Finding and retaining staff is more difficult than ever across a myriad of Australian workforces right now, including the agriculture sector.
The University of Southern Queensland has been taking on the challenge on behalf of the cotton industry to investigate how automated machine vision tools might be able to automate or augment some activities, such as crop scouting, to improve data collection and labour efficiency, boosting productivity and profitability.
The work will continue to identify target areas where machine vision tools can assist industry personnel.
Dr Alison McCarthy, a Senior Research Fellow (Irrigation and Cropping Systems) from the University’s Centre for Agricultural Engineering continues to lead this research.
“Elements of farming like scouting the field for pests and diseases or collecting plant measurements underpin everyday decisions for cotton farmers, from insect control decisions and crop rotations to irrigation management,” Dr McCarthy said.
“These are activities that are vital to successful everyday operations, but they are also heavily reliant on having enough people on the ground to carry them out.

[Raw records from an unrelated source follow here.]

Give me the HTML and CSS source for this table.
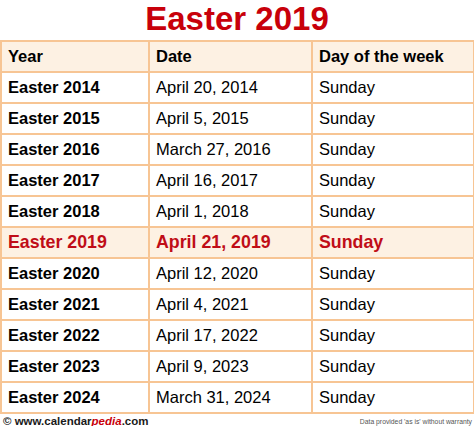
FILE: index.html
```html
<!DOCTYPE html>
<html>
<head>
<meta charset="utf-8">
<link rel="stylesheet" href="styles.css">
</head>
<body>
<h1 class="title">Easter 2019</h1>
<table class="dates">
  <colgroup><col class="c1"><col class="c2"><col class="c3"></colgroup>
  <thead>
    <tr class="head"><th>Year</th><th>Date</th><th>Day of the week</th></tr>
  </thead>
  <tbody>
    <tr><td class="yr">Easter 2014</td><td>April 20, 2014</td><td>Sunday</td></tr>
    <tr><td class="yr">Easter 2015</td><td>April 5, 2015</td><td>Sunday</td></tr>
    <tr><td class="yr">Easter 2016</td><td>March 27, 2016</td><td>Sunday</td></tr>
    <tr><td class="yr">Easter 2017</td><td>April 16, 2017</td><td>Sunday</td></tr>
    <tr><td class="yr">Easter 2018</td><td>April 1, 2018</td><td>Sunday</td></tr>
    <tr class="current"><td class="yr">Easter 2019</td><td>April 21, 2019</td><td>Sunday</td></tr>
    <tr><td class="yr">Easter 2020</td><td>April 12, 2020</td><td>Sunday</td></tr>
    <tr><td class="yr">Easter 2021</td><td>April 4, 2021</td><td>Sunday</td></tr>
    <tr><td class="yr">Easter 2022</td><td>April 17, 2022</td><td>Sunday</td></tr>
    <tr><td class="yr">Easter 2023</td><td>April 9, 2023</td><td>Sunday</td></tr>
    <tr><td class="yr">Easter 2024</td><td>March 31, 2024</td><td>Sunday</td></tr>
  </tbody>
</table>
<div class="footer">
  <span class="site">© www.calendar<span class="pedia">pedia</span>.com</span>
  <span class="note">Data provided 'as is' without warranty</span>
</div>
</body>
</html>
```
FILE: styles.css
```css
html, body {
  margin: 0;
  padding: 0;
  background: #ffffff;
  font-family: "Liberation Sans", Arial, sans-serif;
  color: #000000;
}
body {
  width: 474px;
  height: 426px;
  overflow: hidden;
}
.title {
  margin: 0;
  height: 40px;
  line-height: 37px;
  font-size: 33px;
  font-weight: bold;
  color: #c8000a;
  text-align: center;
}
.dates {
  border-collapse: collapse;
  table-layout: fixed;
  width: 473px;
  margin-left: 0;
}
.c1 { width: 148px; }
.c2 { width: 163px; }
.c3 { width: 162px; }
.dates th, .dates td {
  border: 2px solid #f7c594;
  height: 29px;
  padding: 0 0 0 6px;
  font-size: 16.5px;
  text-align: left;
  white-space: nowrap;
  vertical-align: middle;
}
.dates th {
  font-weight: bold;
}
.head {
  background: #fdf1e3;
}
.yr {
  font-weight: bold;
}
.current {
  background: #fdf1e3;
}
.dates .current td {
  color: #c00d17;
  font-weight: bold;
  font-size: 17.8px;
}
.footer {
  display: flex;
  justify-content: space-between;
  align-items: center;
  height: 12px;
  padding: 1px 2px 0 3px;
}
.site {
  font-size: 11.5px;
  font-weight: bold;
  color: #1a1a1a;
}
.pedia {
  color: #c8000a;
  font-style: italic;
}
.note {
  font-size: 6.8px;
  color: #555555;
}
```
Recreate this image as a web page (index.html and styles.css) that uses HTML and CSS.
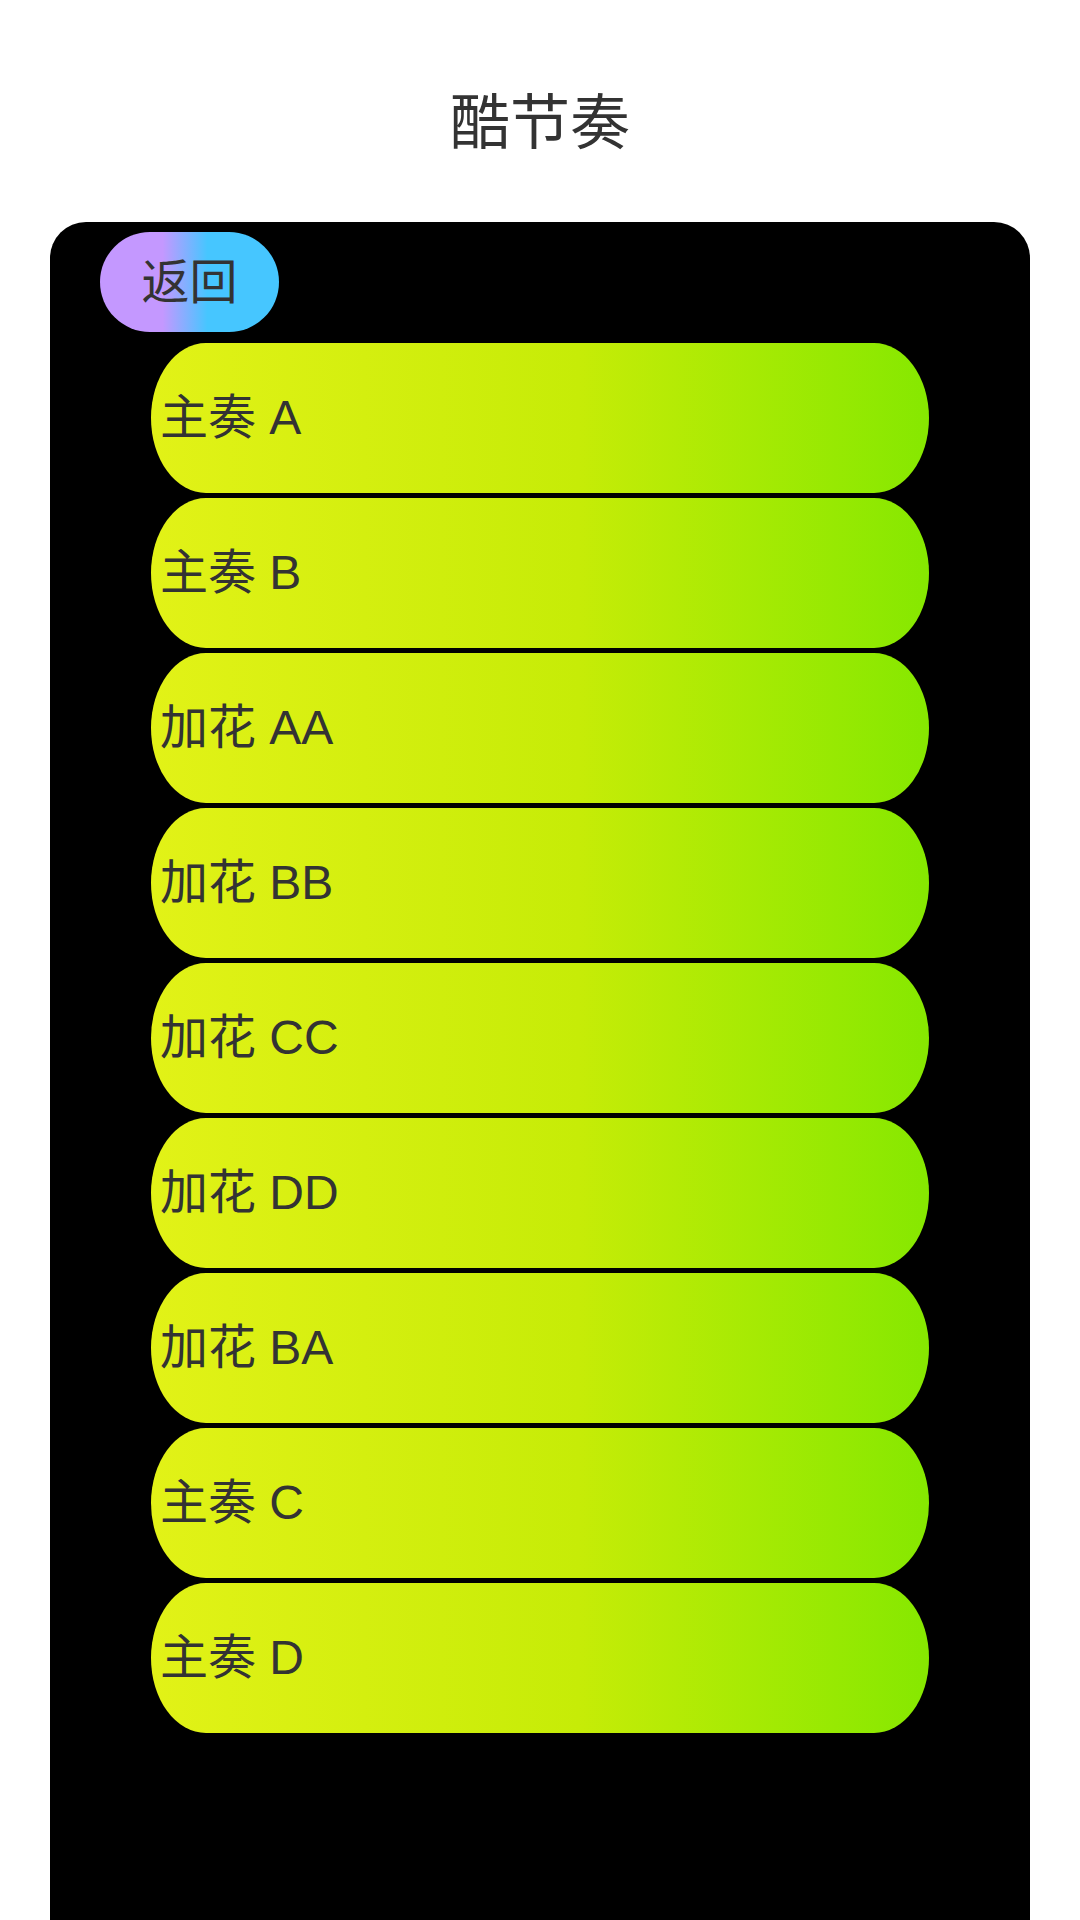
FILE: index.html
```html
<!DOCTYPE html>
<html lang="zh">

<head>
  <meta charset="UTF-8">
  <meta name="viewport" content="width=device-width, initial-scale=1.0">
  <title>酷节奏</title>
  <link rel="stylesheet" href="styles.css">
</head>

<body>
  <header class="header">
    <h1 class="title">酷节奏</h1>
  </header>

  <div class="panel">
    <div class="back-btn">返回</div>
    <ul class="beat-list">
      <li class="beat-item">主奏 A</li>
      <li class="beat-item">主奏 B</li>
      <li class="beat-item">加花 AA</li>
      <li class="beat-item">加花 BB</li>
      <li class="beat-item">加花 CC</li>
      <li class="beat-item">加花 DD</li>
      <li class="beat-item">加花 BA</li>
      <li class="beat-item">主奏 C</li>
      <li class="beat-item">主奏 D</li>
    </ul>
  </div>
</body>

</html>
```

FILE: styles.css
```css
html,
body {
  margin: 0;
  padding: 0;
  background: #fff;
  font-family: "Liberation Sans", "Noto Sans CJK SC", sans-serif;
  color: #333;
  overflow: hidden;
}

.header {
  height: 222px;
  display: flex;
  justify-content: center;
  box-sizing: border-box;
  padding-top: 84px;
}

.title {
  margin: 0;
  font-size: 60px;
  font-weight: 400;
  line-height: 80px;
}

.panel {
  margin: 0 50px;
  padding-top: 10px;
  min-height: 1800px;
  background: #000;
  border-radius: 36px 36px 0 0;
}

.back-btn {
  width: 179px;
  height: 100px;
  margin-left: 50px;
  display: flex;
  align-items: center;
  justify-content: center;
  box-sizing: border-box;
  padding-bottom: 8px;
  border-radius: 50px;
  background: linear-gradient(90deg, #c498ff 35%, #46c6ff 60%);
  font-size: 48px;
  user-select: none;
  cursor: pointer;
}

.beat-list {
  list-style: none;
  margin: 11px 0 0;
  padding: 0 101px;
  display: flex;
  flex-direction: column;
  gap: 5px;
}

.beat-item {
  height: 150px;
  display: flex;
  align-items: center;
  box-sizing: border-box;
  padding: 0 0 10px 9px;
  border-radius: 55px / 75px;
  background: linear-gradient(90deg, #e2f217, #c6ec07 55%, #86e800);
  font-size: 48px;
  cursor: pointer;
  user-select: none;
}
```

“This research project will develop a novel suite of automated machine vision tools, from infield stationary cameras to smartphones, to make infield monitoring more efficient and to support agronomic activities.
“Crop agronomy is complex. These tools will provide agronomists and growers with consistent and accurate information.”
The research includes Dr Derek Long from University of Southern Queensland, as well as agronomists, entomologists and plant pathologists at Queensland's Department of Agriculture and Fisheries, with support from the Cotton Research and Development Corporation and Cotton Seed Distributors.
Dr McCarthy said exploring the feasibility of multiple machine vision systems is critical to getting a handle on how they can be utilised for a range of activities.
“We would hope to see outcomes such as improved repeatability of insect assessment using machine vision and more efficient collection of agronomic farm data to measure plant features that underpin decision making,” she said.
“We know too that detecting disease distribution is critical for planning crop management, so these tools should also offer data for better scheduling of crop rotation to curb disease.
"Data can also be used to support improved irrigation scheduling using thermal cameras for irrigation detection.
“Agronomists will be able to cover more hectares with a wider spread of sensors providing them timely site-specific information.”
Dr Alison McCarthy from the University’s Centre for Agricultural Engineering.